● Task
Pictures stay out of the copy; restate everything else in the material exactly.
* BEGIN *
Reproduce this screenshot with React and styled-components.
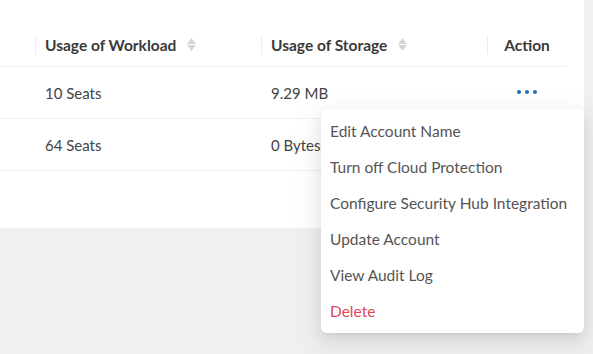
import React from "react";
import styled, { createGlobalStyle } from "styled-components";

const Global = createGlobalStyle`
  html, body { margin: 0; padding: 0; background: #f0f0f0; }
  body { font-family: Lato, "Open Sans", sans-serif; width: 593px; height: 354px; overflow: hidden; }
`;

const Page = styled.div`
  position: relative;
  width: 593px;
  height: 354px;
  background: #f0f0f0;
`;

const Card = styled.div`
  width: 584px;
  height: 228px;
  background: #fff;
  padding-top: 23px;
  box-sizing: border-box;
`;

const Table = styled.div`
  width: 567px;
`;

const Row = styled.div`
  display: grid;
  grid-template-columns: 35px 226px 226px 80px;
  height: ${(p) => p.$h}px;
  align-items: center;
  border-bottom: 1px solid #f0f0f0;
  box-sizing: border-box;
`;

const HeadCell = styled.div`
  position: relative;
  display: flex;
  align-items: center;
  justify-content: ${(p) => (p.$center ? "center" : "flex-start")};
  padding-left: ${(p) => (p.$center ? 0 : 10)}px;
  font-size: 15.5px;
  font-weight: 700;
  color: #3a3a3a;
  height: 100%;
  &::before {
    content: "";
    display: ${(p) => (p.$sep ? "block" : "none")};
    position: absolute;
    left: 0;
    top: 50%;
    transform: translateY(-50%);
    width: 1px;
    height: 18px;
    background: #ececec;
  }
`;

const Sort = styled.span`
  display: inline-flex;
  flex-direction: column;
  margin-left: 11px;
  gap: 1px;
`;

const Cell = styled.div`
  padding-left: ${(p) => (p.$center ? 0 : 10)}px;
  font-size: 15px;
  color: #444;
  display: flex;
  justify-content: ${(p) => (p.$center ? "center" : "flex-start")};
  align-items: center;
`;

const Dots = styled.div`
  display: flex;
  gap: 4px;
  margin-top: -2px;
  span {
    width: 4px;
    height: 4px;
    border-radius: 50%;
    background: #2270b8;
  }
`;

const Menu = styled.ul`
  position: absolute;
  left: 321px;
  top: 109px;
  width: 263px;
  margin: 0;
  padding: 4px 0;
  list-style: none;
  background: #fff;
  border-radius: 6px;
  box-shadow: 0 3px 6px -4px rgba(0, 0, 0, 0.12), 0 6px 16px 0 rgba(0, 0, 0, 0.08),
    0 9px 28px 8px rgba(0, 0, 0, 0.05);
`;

const Item = styled.li`
  height: 36px;
  display: flex;
  align-items: center;
  padding: 0 9px;
  font-size: 15.5px;
  color: ${(p) => (p.$danger ? "#e0485c" : "#555")};
  white-space: nowrap;
`;

function SortIcon() {
  return (
    <Sort>
      <svg width="9" height="6" viewBox="0 0 9 6"><path d="M4.5 0L9 6H0z" fill="#d6d6d6" /></svg>
      <svg width="9" height="6" viewBox="0 0 9 6"><path d="M0 0h9L4.5 6z" fill="#d6d6d6" /></svg>
    </Sort>
  );
}

const rows = [
  { w: "10 Seats", s: "9.29 MB", dots: true },
  { w: "64 Seats", s: "0 Bytes" },
];

const menu = [
  "Edit Account Name",
  "Turn off Cloud Protection",
  "Configure Security Hub Integration",
  "Update Account",
  "View Audit Log",
];

export default function App() {
  return (
    <Page>
      <Global />
      <Card>
        <Table>
          <Row $h={44}>
            <HeadCell />
            <HeadCell $sep>
              Usage of Workload
              <SortIcon />
            </HeadCell>
            <HeadCell $sep>
              Usage of Storage
              <SortIcon />
            </HeadCell>
            <HeadCell $sep $center>Action</HeadCell>
          </Row>
          {rows.map((r, i) => (
            <Row key={i} $h={52}>
              <Cell />
              <Cell>{r.w}</Cell>
              <Cell>{r.s}</Cell>
              <Cell $center>
                {r.dots && (
                  <Dots>
                    <span />
                    <span />
                    <span />
                  </Dots>
                )}
              </Cell>
            </Row>
          ))}
        </Table>
      </Card>
      <Menu>
        {menu.map((m) => (
          <Item key={m}>{m}</Item>
        ))}
        <Item $danger>Delete</Item>
      </Menu>
    </Page>
  );
}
* END *
● Solution for this exercise
Reproduce this screenshot with React and styled-components.
import React from "react";
import styled, { createGlobalStyle } from "styled-components";

const Global = createGlobalStyle`
  html, body { margin: 0; padding: 0; background: #f0f0f0; }
  body { font-family: Lato, "Open Sans", sans-serif; width: 593px; height: 354px; overflow: hidden; }
`;

const Page = styled.div`
  position: relative;
  width: 593px;
  height: 354px;
  background: #f0f0f0;
`;

const Card = styled.div`
  width: 584px;
  height: 228px;
  background: #fff;
  padding-top: 23px;
  box-sizing: border-box;
`;

const Table = styled.div`
  width: 567px;
`;

const Row = styled.div`
  display: grid;
  grid-template-columns: 35px 226px 226px 80px;
  height: ${(p) => p.$h}px;
  align-items: center;
  border-bottom: 1px solid #f0f0f0;
  box-sizing: border-box;
`;

const HeadCell = styled.div`
  position: relative;
  display: flex;
  align-items: center;
  justify-content: ${(p) => (p.$center ? "center" : "flex-start")};
  padding-left: ${(p) => (p.$center ? 0 : 10)}px;
  font-size: 15.5px;
  font-weight: 700;
  color: #3a3a3a;
  height: 100%;
  &::before {
    content: "";
    display: ${(p) => (p.$sep ? "block" : "none")};
    position: absolute;
    left: 0;
    top: 50%;
    transform: translateY(-50%);
    width: 1px;
    height: 18px;
    background: #ececec;
  }
`;

const Sort = styled.span`
  display: inline-flex;
  flex-direction: column;
  margin-left: 11px;
  gap: 1px;
`;

const Cell = styled.div`
  padding-left: ${(p) => (p.$center ? 0 : 10)}px;
  font-size: 15px;
  color: #444;
  display: flex;
  justify-content: ${(p) => (p.$center ? "center" : "flex-start")};
  align-items: center;
`;

const Dots = styled.div`
  display: flex;
  gap: 4px;
  margin-top: -2px;
  span {
    width: 4px;
    height: 4px;
    border-radius: 50%;
    background: #2270b8;
  }
`;

const Menu = styled.ul`
  position: absolute;
  left: 321px;
  top: 109px;
  width: 263px;
  margin: 0;
  padding: 4px 0;
  list-style: none;
  background: #fff;
  border-radius: 6px;
  box-shadow: 0 3px 6px -4px rgba(0, 0, 0, 0.12), 0 6px 16px 0 rgba(0, 0, 0, 0.08),
    0 9px 28px 8px rgba(0, 0, 0, 0.05);
`;

const Item = styled.li`
  height: 36px;
  display: flex;
  align-items: center;
  padding: 0 9px;
  font-size: 15.5px;
  color: ${(p) => (p.$danger ? "#e0485c" : "#555")};
  white-space: nowrap;
`;

function SortIcon() {
  return (
    <Sort>
      <svg width="9" height="6" viewBox="0 0 9 6"><path d="M4.5 0L9 6H0z" fill="#d6d6d6" /></svg>
      <svg width="9" height="6" viewBox="0 0 9 6"><path d="M0 0h9L4.5 6z" fill="#d6d6d6" /></svg>
    </Sort>
  );
}

const rows = [
  { w: "10 Seats", s: "9.29 MB", dots: true },
  { w: "64 Seats", s: "0 Bytes" },
];

const menu = [
  "Edit Account Name",
  "Turn off Cloud Protection",
  "Configure Security Hub Integration",
  "Update Account",
  "View Audit Log",
];

export default function App() {
  return (
    <Page>
      <Global />
      <Card>
        <Table>
          <Row $h={44}>
            <HeadCell />
            <HeadCell $sep>
              Usage of Workload
              <SortIcon />
            </HeadCell>
            <HeadCell $sep>
              Usage of Storage
              <SortIcon />
            </HeadCell>
            <HeadCell $sep $center>Action</HeadCell>
          </Row>
          {rows.map((r, i) => (
            <Row key={i} $h={52}>
              <Cell />
              <Cell>{r.w}</Cell>
              <Cell>{r.s}</Cell>
              <Cell $center>
                {r.dots && (
                  <Dots>
                    <span />
                    <span />
                    <span />
                  </Dots>
                )}
              </Cell>
            </Row>
          ))}
        </Table>
      </Card>
      <Menu>
        {menu.map((m) => (
          <Item key={m}>{m}</Item>
        ))}
        <Item $danger>Delete</Item>
      </Menu>
    </Page>
  );
}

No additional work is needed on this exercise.